France | France, Cour d'appel de Fort-de-France, Chambre sociale, 17 février 2023, 22/00101


ARRET N° 23/38



R.G : N° RG 22/00101 - N° Portalis DBWA-V-B7G-CKKM



Du 17/02/2023





E.U.R.L. COOL SERVICE



C/



[C]













COUR D'APPEL DE FORT DE FRANCE



CHAMBRE SOCIALE



ARRET DU 17 FEVRIER 2023





Décision déférée à la cour : jugement du Conseil de Prud'hommes - Formation paritaire de FORT-DE-FRANCE, du 26 Avril 2022, enregistrée sous le n° 20/00417





APPELANTE :



E.U.R.L. COO

L SERVICE

[Adresse 3]

[Localité 1]





Représentée par Me Régine CELCAL-DORWLING-CARTER de la SELARL DORWLING-CARTER-CELCAL, avocat au barreau de MARTINIQUE







INTIMEE :



Madame [N] [K] [C]

[Adresse 2]. Cesna, App. 304

[Locali...

ARRET N° 23/38

R.G : N° RG 22/00101 - N° Portalis DBWA-V-B7G-CKKM

Du 17/02/2023

E.U.R.L. COOL SERVICE

C/

[C]

COUR D'APPEL DE FORT DE FRANCE

CHAMBRE SOCIALE

ARRET DU 17 FEVRIER 2023

Décision déférée à la cour : jugement du Conseil de Prud'hommes - Formation paritaire de FORT-DE-FRANCE, du 26 Avril 2022, enregistrée sous le n° 20/00417

APPELANTE :

E.U.R.L. COOL SERVICE

[Adresse 3]

[Localité 1]

Représentée par Me Régine CELCAL-DORWLING-CARTER de la SELARL DORWLING-CARTER-CELCAL, avocat au barreau de MARTINIQUE

INTIMEE :

Madame [N] [K] [C]

[Adresse 2]. Cesna, App. 304

[Localité 1]

Représentée par M. [H] [A] (Délégué syndical ouvrier)

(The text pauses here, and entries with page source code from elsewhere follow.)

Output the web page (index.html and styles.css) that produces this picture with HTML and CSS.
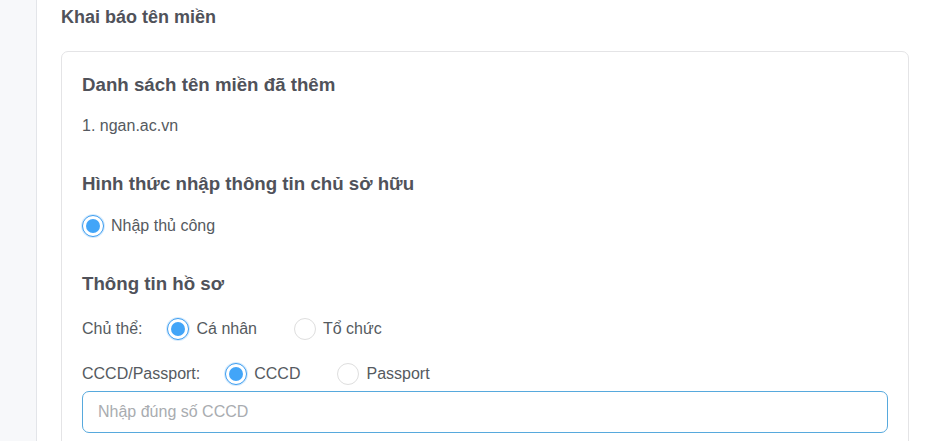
FILE: index.html
```html
<!DOCTYPE html>
<html lang="vi">
<head>
<meta charset="utf-8">
<title>Khai báo tên miền</title>
<link rel="stylesheet" href="styles.css">
</head>
<body>
<div class="layout">
  <aside class="sidebar"></aside>
  <main class="main">
    <h2 class="page-title">Khai báo tên miền</h2>
    <section class="card">
      <h3 class="heading h-first">Danh sách tên miền đã thêm</h3>
      <p class="domain">1. ngan.ac.vn</p>
      <h3 class="heading h-second">Hình thức nhập thông tin chủ sở hữu</h3>
      <div class="row">
        <label class="option"><span class="radio checked"></span><span>Nhập thủ công</span></label>
      </div>
      <h3 class="heading h-third">Thông tin hồ sơ</h3>
      <div class="row field-row">
        <span class="field-label">Chủ thể:</span>
        <label class="option"><span class="radio checked"></span><span>Cá nhân</span></label>
        <label class="option"><span class="radio"></span><span>Tổ chức</span></label>
      </div>
      <div class="row field-row">
        <span class="field-label">CCCD/Passport:</span>
        <label class="option"><span class="radio checked"></span><span>CCCD</span></label>
        <label class="option"><span class="radio"></span><span>Passport</span></label>
      </div>
      <input class="text-input" type="text" placeholder="Nhập đúng số CCCD" autofocus>
    </section>
  </main>
</div>
</body>
</html>
```

FILE: styles.css
```css
* { box-sizing: border-box; }
html, body {
  margin: 0;
  padding: 0;
  background: #ffffff;
  font-family: "Liberation Sans", Arial, sans-serif;
  color: #555a60;
}
.layout {
  display: flex;
  min-height: 441px;
}
.sidebar {
  width: 37px;
  flex: none;
  background: #f7f8fa;
  border-right: 1px solid #e3e5e9;
}
.main {
  flex: 1;
  padding: 0 22px 0 24px;
}
.page-title {
  margin: 0;
  padding-top: 5px;
  font-size: 18px;
  line-height: 24px;
  font-weight: bold;
  color: #50525a;
}
.card {
  margin-top: 22px;
  border: 1px solid #e4e4e6;
  border-radius: 7px;
  padding: 21px 20px 40px 20px;
}
.heading {
  margin: 0;
  font-size: 18.7px;
  line-height: 24px;
  font-weight: bold;
  color: #50525a;
}
.domain {
  margin: 17px 0 0 0;
  font-size: 16px;
  line-height: 24px;
  color: #555a60;
}
.h-second { margin-top: 34px; }
.h-third { margin-top: 34px; }
.row {
  display: flex;
  align-items: center;
  height: 24px;
  margin-top: 18px;
  font-size: 16px;
  color: #555a60;
}
.field-row { margin-top: 21px; }
.field-label {
  margin-right: 25px;
}
.option {
  display: inline-flex;
  align-items: center;
  gap: 7px;
  margin-right: 37px;
}
.radio {
  width: 22px;
  height: 22px;
  border-radius: 50%;
  border: 1px solid #dedede;
  background: #ffffff;
  display: inline-block;
  position: relative;
  flex: none;
}
.radio.checked {
  border: 1px solid #3d9df0;
  box-shadow: 0 0 0 1px #d6ebfd;
}
.radio.checked::after {
  content: "";
  position: absolute;
  left: 3px;
  top: 3px;
  width: 14px;
  height: 14px;
  border-radius: 50%;
  background: #42a5f8;
}
.text-input {
  display: block;
  width: 100%;
  height: 42px;
  margin-top: 5px;
  border: 1px solid #57a9dd;
  border-radius: 7px;
  padding: 0 15px;
  font-family: "Liberation Sans", Arial, sans-serif;
  font-size: 16px;
  color: #333;
  outline: none;
  background: #fff;
}
.text-input::placeholder {
  color: #a9acb0;
}
```
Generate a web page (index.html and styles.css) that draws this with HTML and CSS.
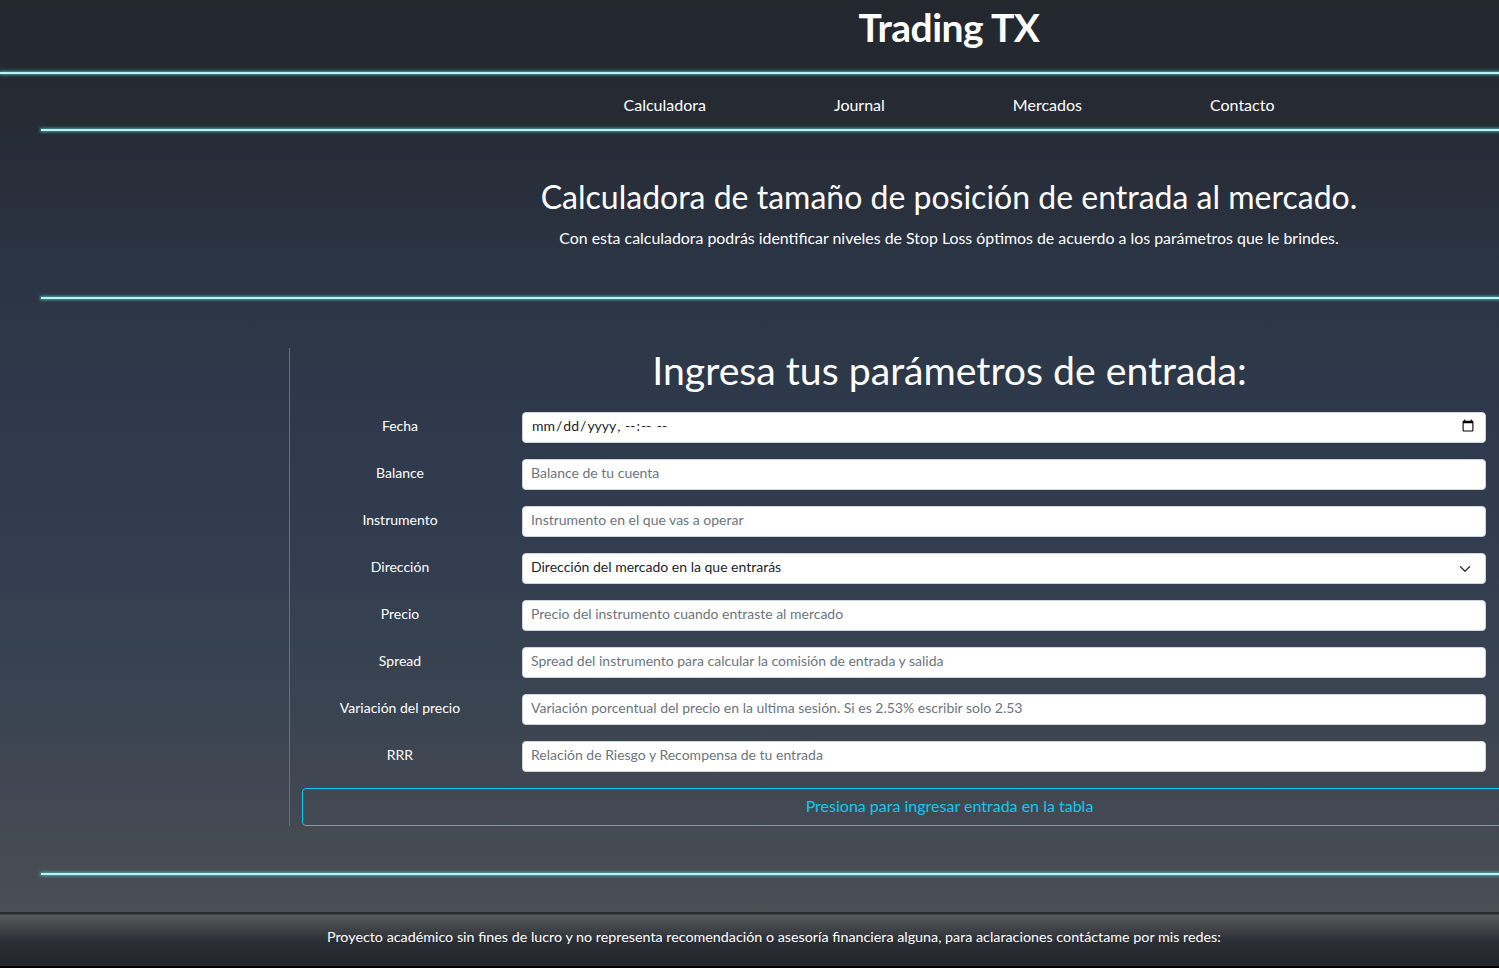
FILE: index.html
```html
<!DOCTYPE html>
<html lang="es">
<head>
<meta charset="utf-8">
<title>Trading TX</title>
<link rel="stylesheet" href="styles.css">
</head>
<body>
<div class="page">
  <header class="top">
    <h1 class="brand">Trading TX</h1>
  </header>
  <div class="glow glow-full"></div>
  <nav class="nav">
    <a href="#">Calculadora</a>
    <a href="#">Journal</a>
    <a href="#">Mercados</a>
    <a href="#">Contacto</a>
  </nav>
  <div class="glow glow-inset"></div>
  <section class="intro">
    <h2 class="intro-title">Calculadora de tamaño de posición de entrada al mercado.</h2>
    <p class="intro-text">Con esta calculadora podrás identificar niveles de Stop Loss óptimos de acuerdo a los parámetros que le brindes.</p>
  </section>
  <div class="glow glow-inset"></div>
  <main class="container">
    <h2 class="form-title">Ingresa tus parámetros de entrada:</h2>
    <form class="form">
      <div class="row">
        <label class="label">Fecha</label>
        <div class="field"><input class="control control-date" type="datetime-local"></div>
      </div>
      <div class="row">
        <label class="label">Balance</label>
        <div class="field"><input class="control" type="text" placeholder="Balance de tu cuenta"></div>
      </div>
      <div class="row">
        <label class="label">Instrumento</label>
        <div class="field"><input class="control" type="text" placeholder="Instrumento en el que vas a operar"></div>
      </div>
      <div class="row">
        <label class="label">Dirección</label>
        <div class="field select-wrap">
          <select class="control control-select">
            <option>Dirección del mercado en la que entrarás</option>
            <option>Compra</option>
            <option>Venta</option>
          </select>
          <svg class="chevron" viewBox="0 0 16 16" width="16" height="12"><path d="M2 5l6 6 6-6" fill="none" stroke="#343a40" stroke-width="2" stroke-linecap="round" stroke-linejoin="round"/></svg>
        </div>
      </div>
      <div class="row">
        <label class="label">Precio</label>
        <div class="field"><input class="control" type="text" placeholder="Precio del instrumento cuando entraste al mercado"></div>
      </div>
      <div class="row">
        <label class="label">Spread</label>
        <div class="field"><input class="control" type="text" placeholder="Spread del instrumento para calcular la comisión de entrada y salida"></div>
      </div>
      <div class="row">
        <label class="label">Variación del precio</label>
        <div class="field"><input class="control" type="text" placeholder="Variación porcentual del precio en la ultima sesión. Si es 2.53% escribir solo 2.53"></div>
      </div>
      <div class="row">
        <label class="label">RRR</label>
        <div class="field"><input class="control" type="text" placeholder="Relación de Riesgo y Recompensa de tu entrada"></div>
      </div>
      <button class="submit" type="button">Presiona para ingresar entrada en la tabla</button>
    </form>
  </main>
  <div class="glow glow-inset glow-bottom"></div>
  <footer class="footer">
    <p class="footer-text">Proyecto académico sin fines de lucro y no representa recomendación o asesoría financiera alguna, para aclaraciones contáctame por mis redes:</p>
  </footer>
</div>
</body>
</html>
```
FILE: styles.css
```css
html, body {
  margin: 0;
  padding: 0;
  background: #000;
  overflow: hidden;
}

body {
  font-family: Lato, "Open Sans", "Liberation Sans", sans-serif;
  color: #fff;
}

.page {
  width: 1898px;
  height: 966px;
  background: linear-gradient(180deg, #23272e 0px, #262b34 120px, #2b3443 260px, #2e3a4c 420px, #323e50 560px, #3b4451 720px, #464b53 850px, #4a4e55 912px);
}

.top {
  height: 72px;
}

.brand {
  margin: 0;
  text-align: center;
  font-size: 39px;
  font-weight: 700;
  line-height: 54px;
  color: #fff;
  letter-spacing: -0.5px;
}

.glow {
  height: 2px;
  background: #b8f4f1;
  box-shadow: 0 0 3px 1px rgba(86, 196, 200, 0.75);
}

.glow-inset {
  margin: 0 41px;
}

.nav {
  display: flex;
  justify-content: center;
  gap: 128px;
  padding: 20px 0 13px;
}

.nav a {
  color: #fff;
  text-decoration: none;
  font-size: 16px;
  line-height: 22px;
}

.intro {
  padding: 46px 0 47px;
  text-align: center;
}

.intro-title {
  margin: 0;
  font-size: 32px;
  font-weight: 400;
  line-height: 40px;
}

.intro-text {
  margin: 9px 0 0;
  font-size: 15.9px;
  line-height: 24px;
}

.container {
  width: 1320px;
  margin: 49px auto 0;
  box-sizing: border-box;
  border-left: 1px solid #66707e;
  padding-left: 12px;
}

.form-title {
  margin: 0 0 21px -12px;
  text-align: center;
  font-size: 39.2px;
  font-weight: 400;
  line-height: 43px;
}

.form {
  display: flex;
  flex-direction: column;
  gap: 16px;
}

.row {
  display: flex;
  align-items: center;
}

.label {
  width: 196px;
  text-align: center;
  font-size: 14px;
  line-height: 20px;
  margin-right: 24px;
  padding-bottom: 4px;
}

.field {
  width: 964px;
}

.select-wrap {
  position: relative;
}

.chevron {
  position: absolute;
  right: 13px;
  top: 10px;
}

.control {
  display: block;
  width: 100%;
  box-sizing: border-box;
  height: 31px;
  padding: 2px 8px 6px;
  font-family: Lato, "Open Sans", "Liberation Sans", sans-serif;
  font-size: 14px;
  color: #212529;
  background: #fff;
  border: 1px solid #ced4da;
  border-radius: 4px;
  outline: none;
}

.control::placeholder {
  color: #6c757d;
}

.control-select {
  appearance: none;
  -webkit-appearance: none;
  padding-right: 32px;
}

.submit {
  display: block;
  width: 1295px;
  height: 38px;
  box-sizing: border-box;
  padding: 0 0 4px;
  background: transparent;
  border: 1px solid #0dcaf0;
  border-radius: 4px;
  color: #0dcaf0;
  font-family: Lato, "Open Sans", "Liberation Sans", sans-serif;
  font-size: 16px;
  cursor: pointer;
}

.glow-bottom {
  margin-top: 47px;
}

.footer {
  margin-top: 37px;
  height: 54px;
  background: linear-gradient(180deg, #2a2b2d 0px, #2a2b2d 2px, #58595b 3px, #44474b 14px, #2a2d33 30px, #22252c 54px);
}

.footer-text {
  margin: 0;
  padding: 14px 0 0 327px;
  font-size: 14.3px;
  line-height: 22px;
}
```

COMPOSITION DE LA COUR LORS DES DEBATS ET DU DELIBERE

En application des dispositions des articles 805 et 907 du code de procédure civile, l'affaire a été débattue à l'audience publique du 9 décembre 2022, les avocats ne s'y étant pas opposés, devant Mme Emmanuelle TRIOL, Conseillère présidant la chambre sociale, chargée du rapport. Ce magistrat a rendu compte dans le délibéré de la cour composée de :

- Madame Emmanuelle TRIOL, Présidente

- Madame Anne FOUSSE, Conseillère

- Monsieur Thierry PLUMENAIL, Conseiller

GREFFIER LORS DES DEBATS :

Madame [X] [Z],

DEBATS : A l'audience publique du 9 décembre 2022,

Les parties ont été avisées, dans les conditions prévues à l'article 450 du code de procédure civile, de la date du prononcé de l'arrêt fixée au17 février 2023 par mise à disposition au greffe de la cour.

ARRET : Contradictoire

***************

EXPOSE DU LITIGE

Madame [T] [C] a été embauchée le 14 septembre 2014 par la société CHATEAUGAZ SARL dans le cadre d'un CUI CAE-DOM en qualité de vendeur caissier polyvalent Piste et Boutique. Cette société exploitait la station [4] en location gérance. A l'expiration du contrat, la location gérance a été donnée à l'EURL COOL SERVICE dont le gérant est M. [V] [R], suivant contraten date du 20 décembre 2019. Les contrats de travail ont été transférés à cette société dont le contrat de travail de Madame [N] [K] [C].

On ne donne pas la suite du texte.